French press review 7 June 2016
Can Donald Trump grow from "perverse" Republican nominee to President? And what about the bumpy road that awaits Hilary Clinton as allegedly divided Democratic party heads into Super Tuesday.
The right-wing publication repeats the question political pundits are asking about Donald Trump's prospects after he garnered enough votes to win the Republican presidential primaries.
According to Le Figaro, judged as not very credible just a year ago, the tycoon prevailed by capitalizing on the strong anti-system sentiments sweeping across the United States.
His fortunes have changed says Le Figaro, adding that now that he is annointed by the heavyweights of the Republican party he stands neck and neck with the Democratic candidate Hilary Clinton in some opinion polls, according to Le Figaro.
Norman Ornstein, a respected researcher at the conservative think-tank the American Enterprise Institute, who was one of the rare political scientists who took Donald Trump seriously due to the what he called "the state of ideological decay of the Republican party", told Le Figaro there will be nothing perverse if the billionnaire wins the White House.

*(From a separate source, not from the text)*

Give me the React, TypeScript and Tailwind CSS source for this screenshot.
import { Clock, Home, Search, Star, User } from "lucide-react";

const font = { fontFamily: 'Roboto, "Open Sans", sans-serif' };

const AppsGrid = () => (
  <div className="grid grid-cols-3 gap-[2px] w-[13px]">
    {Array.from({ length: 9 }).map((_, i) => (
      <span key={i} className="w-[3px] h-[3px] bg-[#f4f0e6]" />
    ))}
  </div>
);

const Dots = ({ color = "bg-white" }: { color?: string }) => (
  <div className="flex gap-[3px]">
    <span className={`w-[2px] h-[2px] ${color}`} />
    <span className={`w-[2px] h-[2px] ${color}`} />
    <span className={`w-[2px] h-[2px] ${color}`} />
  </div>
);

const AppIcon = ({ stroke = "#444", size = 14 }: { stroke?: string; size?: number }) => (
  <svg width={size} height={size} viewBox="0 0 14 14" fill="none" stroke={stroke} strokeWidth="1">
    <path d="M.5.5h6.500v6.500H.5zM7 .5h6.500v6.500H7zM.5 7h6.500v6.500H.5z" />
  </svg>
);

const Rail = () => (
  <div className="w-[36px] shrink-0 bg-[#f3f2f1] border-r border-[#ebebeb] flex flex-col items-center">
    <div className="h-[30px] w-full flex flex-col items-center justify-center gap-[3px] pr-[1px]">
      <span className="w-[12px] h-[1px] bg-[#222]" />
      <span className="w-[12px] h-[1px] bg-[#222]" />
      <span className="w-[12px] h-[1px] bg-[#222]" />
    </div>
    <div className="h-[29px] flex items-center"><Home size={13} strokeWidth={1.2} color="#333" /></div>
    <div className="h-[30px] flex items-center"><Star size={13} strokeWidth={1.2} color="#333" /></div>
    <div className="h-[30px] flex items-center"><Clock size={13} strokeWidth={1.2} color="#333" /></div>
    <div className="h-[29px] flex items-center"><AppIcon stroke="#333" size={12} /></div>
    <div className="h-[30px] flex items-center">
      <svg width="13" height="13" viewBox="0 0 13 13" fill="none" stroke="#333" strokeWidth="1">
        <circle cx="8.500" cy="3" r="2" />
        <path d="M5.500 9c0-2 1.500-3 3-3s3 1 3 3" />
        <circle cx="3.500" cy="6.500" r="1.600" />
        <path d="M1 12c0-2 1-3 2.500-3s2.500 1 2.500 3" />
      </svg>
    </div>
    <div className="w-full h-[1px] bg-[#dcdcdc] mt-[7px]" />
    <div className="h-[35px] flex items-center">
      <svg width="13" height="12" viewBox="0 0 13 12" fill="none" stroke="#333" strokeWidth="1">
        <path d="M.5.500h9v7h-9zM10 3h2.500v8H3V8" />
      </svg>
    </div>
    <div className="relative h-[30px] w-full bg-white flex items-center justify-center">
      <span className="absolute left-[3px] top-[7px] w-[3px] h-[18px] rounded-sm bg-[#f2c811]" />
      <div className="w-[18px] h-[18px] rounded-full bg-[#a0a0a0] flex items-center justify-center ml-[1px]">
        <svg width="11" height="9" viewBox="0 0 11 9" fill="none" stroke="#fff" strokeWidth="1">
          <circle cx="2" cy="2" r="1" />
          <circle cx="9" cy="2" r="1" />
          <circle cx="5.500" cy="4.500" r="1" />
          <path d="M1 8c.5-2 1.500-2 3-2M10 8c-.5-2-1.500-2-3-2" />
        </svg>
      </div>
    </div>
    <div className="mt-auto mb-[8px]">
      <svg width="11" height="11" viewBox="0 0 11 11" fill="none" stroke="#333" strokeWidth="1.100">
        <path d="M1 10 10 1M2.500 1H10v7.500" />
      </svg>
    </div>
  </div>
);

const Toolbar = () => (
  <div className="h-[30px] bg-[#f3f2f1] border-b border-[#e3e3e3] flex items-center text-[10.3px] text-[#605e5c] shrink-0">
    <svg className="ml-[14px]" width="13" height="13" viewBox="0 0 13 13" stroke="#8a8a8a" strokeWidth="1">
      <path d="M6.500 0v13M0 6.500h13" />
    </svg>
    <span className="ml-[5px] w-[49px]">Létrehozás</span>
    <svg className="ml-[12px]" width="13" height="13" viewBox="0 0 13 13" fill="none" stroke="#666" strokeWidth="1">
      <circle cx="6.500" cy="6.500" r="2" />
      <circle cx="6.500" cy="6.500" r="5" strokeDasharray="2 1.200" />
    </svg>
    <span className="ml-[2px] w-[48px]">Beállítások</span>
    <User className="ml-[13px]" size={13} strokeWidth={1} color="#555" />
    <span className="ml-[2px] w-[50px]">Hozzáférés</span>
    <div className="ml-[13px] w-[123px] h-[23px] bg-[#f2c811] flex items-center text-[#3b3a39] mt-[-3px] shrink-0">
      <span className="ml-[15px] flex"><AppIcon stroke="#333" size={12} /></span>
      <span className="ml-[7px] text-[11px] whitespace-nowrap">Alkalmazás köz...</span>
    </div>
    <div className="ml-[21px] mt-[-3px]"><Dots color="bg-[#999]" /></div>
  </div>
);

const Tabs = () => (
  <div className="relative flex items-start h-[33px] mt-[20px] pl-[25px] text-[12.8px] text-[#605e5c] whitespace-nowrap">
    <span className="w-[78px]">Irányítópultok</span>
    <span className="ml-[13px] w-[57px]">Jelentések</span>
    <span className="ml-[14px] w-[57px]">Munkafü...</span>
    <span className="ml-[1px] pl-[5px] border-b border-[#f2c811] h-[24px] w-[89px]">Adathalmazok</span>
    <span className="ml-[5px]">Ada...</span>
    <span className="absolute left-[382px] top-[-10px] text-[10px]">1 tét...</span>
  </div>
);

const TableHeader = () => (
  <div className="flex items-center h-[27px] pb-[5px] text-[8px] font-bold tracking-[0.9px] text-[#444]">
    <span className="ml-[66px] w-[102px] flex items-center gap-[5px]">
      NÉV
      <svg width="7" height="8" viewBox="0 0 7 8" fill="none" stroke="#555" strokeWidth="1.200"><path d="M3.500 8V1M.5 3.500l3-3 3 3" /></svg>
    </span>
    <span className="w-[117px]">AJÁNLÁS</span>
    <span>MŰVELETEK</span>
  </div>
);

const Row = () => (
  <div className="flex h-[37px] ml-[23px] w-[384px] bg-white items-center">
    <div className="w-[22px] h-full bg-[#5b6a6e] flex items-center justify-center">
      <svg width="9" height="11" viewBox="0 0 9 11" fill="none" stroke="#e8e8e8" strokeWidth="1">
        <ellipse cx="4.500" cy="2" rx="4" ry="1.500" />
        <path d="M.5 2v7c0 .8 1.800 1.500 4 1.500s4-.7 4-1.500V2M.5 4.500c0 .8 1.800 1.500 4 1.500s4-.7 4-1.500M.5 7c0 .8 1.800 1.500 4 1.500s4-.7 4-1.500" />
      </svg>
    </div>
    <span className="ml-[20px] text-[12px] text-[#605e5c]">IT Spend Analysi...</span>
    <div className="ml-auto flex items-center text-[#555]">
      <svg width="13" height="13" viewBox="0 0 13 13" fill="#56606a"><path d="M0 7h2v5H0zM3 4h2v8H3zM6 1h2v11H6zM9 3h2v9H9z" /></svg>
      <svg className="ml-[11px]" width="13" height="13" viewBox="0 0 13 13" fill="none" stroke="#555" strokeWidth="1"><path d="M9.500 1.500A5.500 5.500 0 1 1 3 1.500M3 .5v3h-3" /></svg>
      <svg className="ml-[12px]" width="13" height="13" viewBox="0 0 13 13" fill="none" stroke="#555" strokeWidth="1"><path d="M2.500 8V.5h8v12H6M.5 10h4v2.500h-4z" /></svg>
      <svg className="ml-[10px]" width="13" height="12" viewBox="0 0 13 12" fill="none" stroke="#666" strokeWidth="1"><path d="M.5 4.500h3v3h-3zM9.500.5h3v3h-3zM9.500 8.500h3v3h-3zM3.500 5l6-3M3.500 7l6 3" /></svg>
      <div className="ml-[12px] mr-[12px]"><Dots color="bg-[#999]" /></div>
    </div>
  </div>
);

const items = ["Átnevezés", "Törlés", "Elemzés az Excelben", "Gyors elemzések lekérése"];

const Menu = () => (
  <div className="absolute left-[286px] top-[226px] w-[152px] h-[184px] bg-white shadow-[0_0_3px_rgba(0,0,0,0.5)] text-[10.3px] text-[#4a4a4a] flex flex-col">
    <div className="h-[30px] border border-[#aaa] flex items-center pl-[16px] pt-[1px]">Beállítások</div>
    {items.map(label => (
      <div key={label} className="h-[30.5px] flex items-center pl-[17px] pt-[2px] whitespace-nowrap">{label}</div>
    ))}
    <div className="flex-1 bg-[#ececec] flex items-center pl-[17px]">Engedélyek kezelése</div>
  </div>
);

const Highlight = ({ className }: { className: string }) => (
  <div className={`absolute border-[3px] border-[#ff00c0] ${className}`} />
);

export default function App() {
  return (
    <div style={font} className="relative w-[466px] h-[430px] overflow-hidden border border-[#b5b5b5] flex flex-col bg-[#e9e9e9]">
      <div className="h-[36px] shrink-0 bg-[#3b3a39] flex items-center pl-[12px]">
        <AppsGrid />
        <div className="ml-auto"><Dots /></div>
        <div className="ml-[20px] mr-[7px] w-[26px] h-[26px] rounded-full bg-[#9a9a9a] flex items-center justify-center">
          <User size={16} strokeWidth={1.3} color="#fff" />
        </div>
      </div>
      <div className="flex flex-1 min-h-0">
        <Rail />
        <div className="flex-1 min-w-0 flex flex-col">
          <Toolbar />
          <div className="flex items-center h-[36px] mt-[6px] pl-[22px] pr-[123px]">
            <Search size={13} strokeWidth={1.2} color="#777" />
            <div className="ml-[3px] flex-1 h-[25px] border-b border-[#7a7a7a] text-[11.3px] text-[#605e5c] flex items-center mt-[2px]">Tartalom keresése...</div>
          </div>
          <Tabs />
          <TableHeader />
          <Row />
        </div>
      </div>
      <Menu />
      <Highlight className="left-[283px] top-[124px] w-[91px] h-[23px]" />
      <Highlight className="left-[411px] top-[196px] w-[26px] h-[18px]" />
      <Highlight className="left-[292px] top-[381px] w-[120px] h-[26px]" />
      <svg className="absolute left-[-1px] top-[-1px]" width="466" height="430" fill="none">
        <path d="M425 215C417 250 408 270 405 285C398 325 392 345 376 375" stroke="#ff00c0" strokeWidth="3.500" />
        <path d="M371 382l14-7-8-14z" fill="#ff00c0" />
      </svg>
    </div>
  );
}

In today's editorial, it argues that Trump is his own worst enemy, as it remains to be seen if he can improve on his character and polish his rhetoric, which has made him the laughing stock of political observers. Even so, Donald Trump managed to prevail, appearing as an authentic candidate, straight-face American.
The left-leaning newspaper claims that "Donald Trump boosted his candidacy by fanning the flames of anti-Muslim sentment and hatred, and by championing the course of the Khu Klux Klan".
According to Libé, despite securing enough delegates to win the Democratic party's nomination, nothing has gone as Hillary Clinton expected, including her "weakest popularity ratings ever.
For the left-leaning publication, she enters the last stages of the primaries under a salvo of criticism, fired by Trump and especially by her Democratic challenger Bernie Sanders whose campaign, according to the paper, "has exposed deep rifts within the Democratic party.
Libération said that supporters of the Vermont Senator are "dragging their feet to endorse the former Secretary of State". This, after Sanders reportedly made it clear that "it will not be up to him but to Clinton to convince democrats to vote for her".
Furthermore, Libération says " it will be in Hillary's interest to get tough and turn the vote into an anti-Trump referendum" and prove to voters in swing states still traumatized by the Bush-Gore election in 2004 that their voice counts.